10) Tenha disciplina. Crie a sua. Não perca o foco. Importante: não seja dragado pelo que pode dispersar você do seu objetivo. Reserve algum horário do dia para, por exemplo, responder a e-mails, mensagens, fazer pagamentos ou ligações. Se você tentar fazer tudo ao mesmo tempo, não fará nada bem.
11) Aprenda a sentar em uma cadeira desconfortável. Sim, ela o é. Por diversos motivos. Internos e externos. Dos mais variados tamanhos. Muitos esperados. Outros que vão chegar de surpresa. Surpresa desagradável, é importante saber. Encontre o conforto no desconforto. Os problemas não vão acabar. A forma como você lida com eles é que sempre pode mudar.
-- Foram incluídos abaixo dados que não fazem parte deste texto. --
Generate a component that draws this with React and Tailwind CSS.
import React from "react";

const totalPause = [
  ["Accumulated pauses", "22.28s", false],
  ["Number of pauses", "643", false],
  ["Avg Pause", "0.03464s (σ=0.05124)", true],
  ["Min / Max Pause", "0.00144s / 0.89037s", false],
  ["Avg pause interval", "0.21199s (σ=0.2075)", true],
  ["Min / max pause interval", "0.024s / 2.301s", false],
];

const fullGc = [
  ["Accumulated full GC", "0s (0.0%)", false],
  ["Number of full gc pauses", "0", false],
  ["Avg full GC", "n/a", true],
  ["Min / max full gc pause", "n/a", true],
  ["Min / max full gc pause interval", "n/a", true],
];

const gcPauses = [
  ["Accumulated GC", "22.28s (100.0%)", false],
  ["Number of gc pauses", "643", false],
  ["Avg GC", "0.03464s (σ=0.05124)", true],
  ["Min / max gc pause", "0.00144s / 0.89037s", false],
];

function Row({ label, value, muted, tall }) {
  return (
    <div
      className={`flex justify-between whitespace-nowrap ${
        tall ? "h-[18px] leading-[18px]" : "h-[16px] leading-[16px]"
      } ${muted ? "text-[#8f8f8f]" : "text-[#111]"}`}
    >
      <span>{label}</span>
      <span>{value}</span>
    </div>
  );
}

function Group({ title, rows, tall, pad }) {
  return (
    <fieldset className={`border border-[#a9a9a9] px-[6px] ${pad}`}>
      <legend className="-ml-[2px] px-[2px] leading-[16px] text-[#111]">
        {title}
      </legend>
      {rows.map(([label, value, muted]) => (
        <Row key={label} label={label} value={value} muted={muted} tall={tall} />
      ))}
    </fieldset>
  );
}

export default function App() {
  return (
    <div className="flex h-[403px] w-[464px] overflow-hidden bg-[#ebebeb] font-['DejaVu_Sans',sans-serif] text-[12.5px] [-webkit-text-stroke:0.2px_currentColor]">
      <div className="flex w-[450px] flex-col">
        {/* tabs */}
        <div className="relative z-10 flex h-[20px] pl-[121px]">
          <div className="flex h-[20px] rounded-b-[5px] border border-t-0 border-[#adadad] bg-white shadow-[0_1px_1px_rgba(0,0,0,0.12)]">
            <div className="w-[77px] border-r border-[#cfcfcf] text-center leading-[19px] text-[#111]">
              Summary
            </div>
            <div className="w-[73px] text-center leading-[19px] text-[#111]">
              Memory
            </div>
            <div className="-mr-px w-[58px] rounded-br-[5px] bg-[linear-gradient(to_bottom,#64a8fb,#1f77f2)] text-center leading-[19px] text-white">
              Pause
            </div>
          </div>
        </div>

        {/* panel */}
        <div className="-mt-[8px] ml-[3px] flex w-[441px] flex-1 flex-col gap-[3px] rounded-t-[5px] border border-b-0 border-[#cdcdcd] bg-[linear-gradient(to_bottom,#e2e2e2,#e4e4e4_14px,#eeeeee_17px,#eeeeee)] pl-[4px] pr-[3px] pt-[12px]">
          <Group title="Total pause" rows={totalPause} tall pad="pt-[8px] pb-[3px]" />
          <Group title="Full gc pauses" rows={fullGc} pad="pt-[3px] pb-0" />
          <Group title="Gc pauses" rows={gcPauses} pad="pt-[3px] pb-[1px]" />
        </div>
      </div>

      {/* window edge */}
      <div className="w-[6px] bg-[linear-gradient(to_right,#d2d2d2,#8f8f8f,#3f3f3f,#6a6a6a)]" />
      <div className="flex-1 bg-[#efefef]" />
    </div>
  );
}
No fim das contas, o grande segredo para um profissional de criação se tornar um gestor criativo é saber sair do dia a dia da criação sem deixar a criação sair dele. No comando da empresa, sua principal missão será sempre entregar um trabalho à altura do que você sonhou quando pivotou seu negócio. Os clientes esperam isso de você. O criativo que divide o mesmo CEP que o gestor espera isso de você. Vencer esse desafio é uma questão de sobrevivência. Se a gestão matar sua criatividade, seu negócio joga fora a ideia genial que foi criá-lo.